# Widgets

In [None]:
%reload_ext autoreload
%autoreload 2
%matplotlib inline

In [None]:
from fastai.gen_doc.nbdoc import *
from fastai.vision import *
from fastai.widgets import DatasetFormatter, ImageCleaner, ImageDownloader, download_google_images

fastai offers several widgets to support the workflow of a deep learning practitioner. The purpose of the widgets are to help you organize, clean, and prepare your data for your model. Widgets are separated by data type.

## Images

### DatasetFormatter
The [`DatasetFormatter`](/widgets.image_cleaner.html#DatasetFormatter) class prepares your image dataset for widgets by returning a formatted [`DatasetTfm`](/vision.data.html#DatasetTfm) based on the [`DatasetType`](/basic_data.html#DatasetType) specified. Use `from_toplosses` to grab the most problematic images directly from your learner. Optionally, you can restrict the formatted dataset returned to `n_imgs`.

In [None]:
path = untar_data(URLs.MNIST_SAMPLE)
data = ImageDataBunch.from_folder(path)

In [None]:
data.show_batch()

In [None]:
learn = create_cnn(data, models.resnet18, metrics=error_rate)

In [None]:
learn.fit_one_cycle(2)

In [None]:
learn.save('stage-1')

We create a databunch with all the data in the training set and no validation set (DatasetFormatter uses only the training set)

In [None]:
db = (ImageItemList.from_folder(path)
                   .no_split()
                   .label_from_folder()
                   .databunch())

In [None]:
learn = create_cnn(db, models.resnet18, metrics=[accuracy])
learn.load('stage-1');

### ImageCleaner

[`ImageCleaner`](/widgets.image_cleaner.html#ImageCleaner) is for cleaning up images that don't belong in your dataset. It renders images in a row and gives you the opportunity to delete the file from your file system. To use [`ImageCleaner`](/widgets.image_cleaner.html#ImageCleaner) we must first use `DatasetFormatter().from_toplosses` to get the suggested indices for misclassified images.

In [None]:
ds, idxs = DatasetFormatter().from_toplosses(learn)

In [None]:
ImageCleaner(ds, idxs, path)

### ImageDownloader

[`ImageDownloader`](/widgets.image_downloader.html#ImageDownloader) widget gives you a way to quickly bootstrap your image dataset without leaving the notebook. It searches and downloads images that match the search criteria and resolution / quality requirements and stores them on your filesystem within the provided `path`.

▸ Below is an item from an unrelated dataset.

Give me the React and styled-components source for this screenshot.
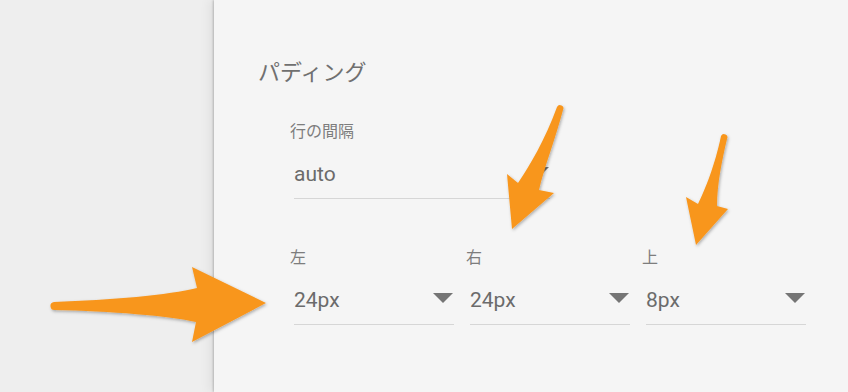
import React from "react";
import styled, { createGlobalStyle } from "styled-components";

const Global = createGlobalStyle`
  html, body { margin: 0; padding: 0; background: #eeeeee; }
  body { font-family: Roboto, "Noto Sans CJK JP", sans-serif; }
`;

const Page = styled.div`
  position: relative;
  display: flex;
  width: 848px;
  height: 392px;
  overflow: hidden;
  background: #eeeeee;
`;

const Side = styled.div`
  width: 214px;
  flex: none;
`;

const Panel = styled.div`
  flex: 1;
  background: #f5f5f5;
  box-shadow: -1px 0 2px rgba(0, 0, 0, 0.2), -5px 0 10px rgba(0, 0, 0, 0.06);
  padding: 59px 0 0 44px;
  display: flex;
  flex-direction: column;
`;

const Title = styled.div`
  font-size: 22px;
  line-height: 28px;
  color: #707070;
`;

const Rows = styled.div`
  display: flex;
  flex-direction: column;
  gap: 49px;
  margin: 35px 0 0 36px;
`;

const Row = styled.div`
  display: flex;
  gap: 16px;
`;

const Field = styled.div`
  width: ${(p) => p.$w}px;
  display: flex;
  flex-direction: column;
`;

const Label = styled.div`
  font-size: 16px;
  line-height: 20px;
  color: #7d7d7d;
  margin-left: -4px;
  margin-bottom: 18px;
`;

const Select = styled.div`
  display: flex;
  align-items: center;
  justify-content: space-between;
  padding-bottom: 10px;
  border-bottom: 1px solid #d6d6d6;
`;

const Value = styled.span`
  font-size: 21px;
  line-height: 28px;
  color: #6b6b6b;
`;

const Caret = styled.svg`
  width: 20px;
  height: 10px;
  margin: 0 1px 4px 0;
  flex: none;
`;

const Overlay = styled.svg`
  position: absolute;
  left: 0;
  top: 0;
  width: 848px;
  height: 392px;
  pointer-events: none;
`;

function Dropdown({ label, value, width }) {
  return (
    <Field $w={width}>
      <Label>{label}</Label>
      <Select>
        <Value>{value}</Value>
        <Caret viewBox="0 0 20 10">
          <polygon points="0,0 20,0 10,10" fill="#757575" />
        </Caret>
      </Select>
    </Field>
  );
}

export default function App() {
  return (
    <>
      <Global />
      <Page>
        <Side />
        <Panel>
          <Title>パディング</Title>
          <Rows>
            <Row>
              <Dropdown label="行の間隔" value="auto" width={256} />
            </Row>
            <Row>
              <Dropdown label="左" value="24px" width={160} />
              <Dropdown label="右" value="24px" width={160} />
              <Dropdown label="上" value="8px" width={160} />
            </Row>
          </Rows>
        </Panel>
        <Overlay viewBox="0 0 848 392">
          <defs>
            <filter id="sh" x="-20%" y="-20%" width="140%" height="140%">
              <feDropShadow dx="1" dy="1.5" stdDeviation="1.5" floodColor="#000" floodOpacity="0.3" />
            </filter>
          </defs>
          <g fill="#f8961e" filter="url(#sh)">
            <path d="M 54 302 C 110 300, 170 295, 197 288 L 192 267 L 266 303 L 192 342 L 196 322 C 170 316, 110 311, 55 310 A 4 4 0 0 1 54 302 Z" />
            <path d="M 563 110 C 555 140, 545 165, 539 190 L 554 193 L 512 229 L 507 174 L 518 183 C 530 165, 545 140, 557 107 A 3 3 0 0 1 563 110 Z" />
            <path d="M 727 139 C 722 160, 717 185, 717 206 L 728 209 L 696 245 L 686 197 L 698 204 C 705 190, 715 165, 721 136 A 3 3 0 0 1 727 139 Z" />
          </g>
        </Overlay>
      </Page>
    </>
  );
}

Images for each search query (or label) are stored in a separate folder within `path`. For example, if you pupulate `tiger` with a `path` setup to `./data`, you'll get a folder `./data/tiger/` with the tiger images in it.

[`ImageDownloader`](/widgets.image_downloader.html#ImageDownloader) will automatically clean up and verify the downloaded images with [`verify_images()`](/vision.data.html#verify_images) after downloading them.

In [None]:
path = Path('./image_downloader_data')
ImageDownloader(path)

After populating images with [`ImageDownloader`](/widgets.image_downloader.html#ImageDownloader), you can get a an [`ImageDataBunch`](/vision.data.html#ImageDataBunch) by calling `ImageDataBunch.from_folder(path, size=size)`, or using the data block API.

In [None]:
path.ls()

In [None]:
src = (ImageItemList.from_folder(path)
       .random_split_by_pct()
       .label_from_folder()
       .transform(get_transforms(), size=224))
db  = src.databunch(bs=16)

In [None]:
learn = create_cnn(db, models.resnet34, metrics=[accuracy])

In [None]:
learn.fit_one_cycle(3)

#### Downloading more than a hundred images

To fetch more than a hundred images, [`ImageDownloader`](/widgets.image_downloader.html#ImageDownloader) uses `selenium` and `chromedriver` to scroll through the Google Images search results page and scrape image URLs. They're not required as dependencies by default. If you don't have them installed on your system, the widget will show you an error message.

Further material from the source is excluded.